AFL-CIO spokesman Rich Templin said it's "possible and probable" that the union would launch a coordinated campaign with groups like the teachers union. For now, Templin said the unions' top leaders are still studying the amendment, though he noted there were already plans under way to oppose the previous amendment that was headed to voters before it was scuttled by a judge and ultimately replaced by legislators.

"We would not be starting from zero," Templin said. "We were ready to go with a grass-roots, mainstream plan to defeat the last plan, and we have not stopped. We're confident when the governor is done crisscrossing the state like a cheerleader and people start looking at this, they'll realize it will decimate their schools, parks, senior centers and after-school programs."

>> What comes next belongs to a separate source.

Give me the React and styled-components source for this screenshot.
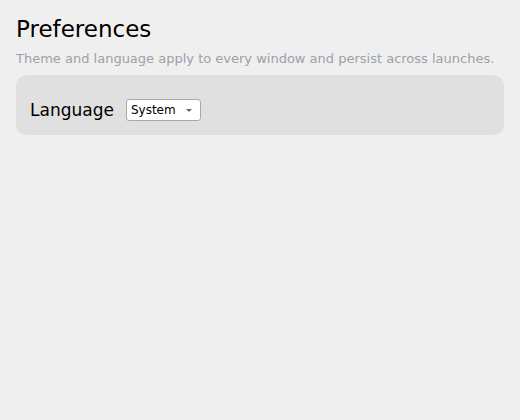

Orlando Sentinel - Proposal pits tax relief against cash for schools

"The current proposal does not hold education harmless, and, as promised, the FEA cannot support and will not support the current plan in its current form," [Andy]Ford [president of the Florida Education Association] said.

Tax reform or tax cuts?

Florida TaxWatch is another organization reviewing the proposed amendment:

Florida TaxWatch finds that that the plan really amounts to tax cuts – not true tax reform.

Savings are targeted almost exclusively to homestead property owners, leaving non-homesteaders and businesses with little protection from property taxes that have spiraled out of control.

Another issue is that providing more benefits to homesteaders and attempting to fix problems Save Our Homes created for them makes it much more difficult to create a future constitutional amendment to help non-homestead property that would garner enough voter support to pass. Still another problem is that heaping savings on homesteaders may naturally disincentive them from participating to try to keep local government spending under control. Read more about the Florida TaxWatch analysis here.

Ocala Star-Banner - Payton delivers sharp rebuke to Crist, Legislature on tax cuts

"Shame on you, Governor Crist. Shame on you, members of the Florida Legislature. How can you brag about cutting taxes? Do you really think the people don't understand you are taking food out of the mouth of some poor child and calling it tax reform?"

With ire and passion, Marion County Commissioner Jim Payton on Thursday chastised lawmakers before an audience of about 325 social service providers and children's supporters at the seventh annual Children First breakfast at the Ocala Hilton.

Lawmakers have agreed on a proposal, which must be approved by voters in January, that could cut property taxes by $12 billion over the next five years.

"Will you please tell me who this phantom family is who's going to take care of these little children?" the Republican commissioner continued. "Do you understand, governor and members of the Legislature, that these are children of children? They don't have a family, damn it. What do you not understand? Governor Crist and members of the Florida House and Senate, we are asking you to stop this charade. Stop this cheap political pandering for a few votes that might further some ill-conceived ambition. This morning we are calling you out, governor and members of the Legislature. Will you hear our call?"

Tax cuts

Orlando-Sentinel - Florida House speaker to continue fight for tax cuts

The Speaker plans to raise money from two lobbyist groups, Floridians for Property Tax Reform and his own, to push his tax-cutting agenda. Of the former, reporter Aaron Deslatte uncovers this interesting tidbit:

In the minutes after the tax-cutting session ended Oct. 29, Rubio said he hadn't "given a lot of thought" to his next steps.

But three weeks earlier, on Oct. 8, the speaker had already asked the House's chief lawyer whether he could raise money for the group without violating Florida's fundraising-disclosure law and lobbyist-gift ban, records show.

Because the speaker did not "create, control or maintain" the group, House General Counsel Jeremiah Hawkes wrote, he won't have to adhere to a 2006 law that public officials disclose on a Web site the companies or lobbyists giving them checks.

That means Rubio could potentially raise tens of thousands of dollars from lobbyists whose clients have business before the Legislature -- and never disclose their names.

This from a guy who touts accountability.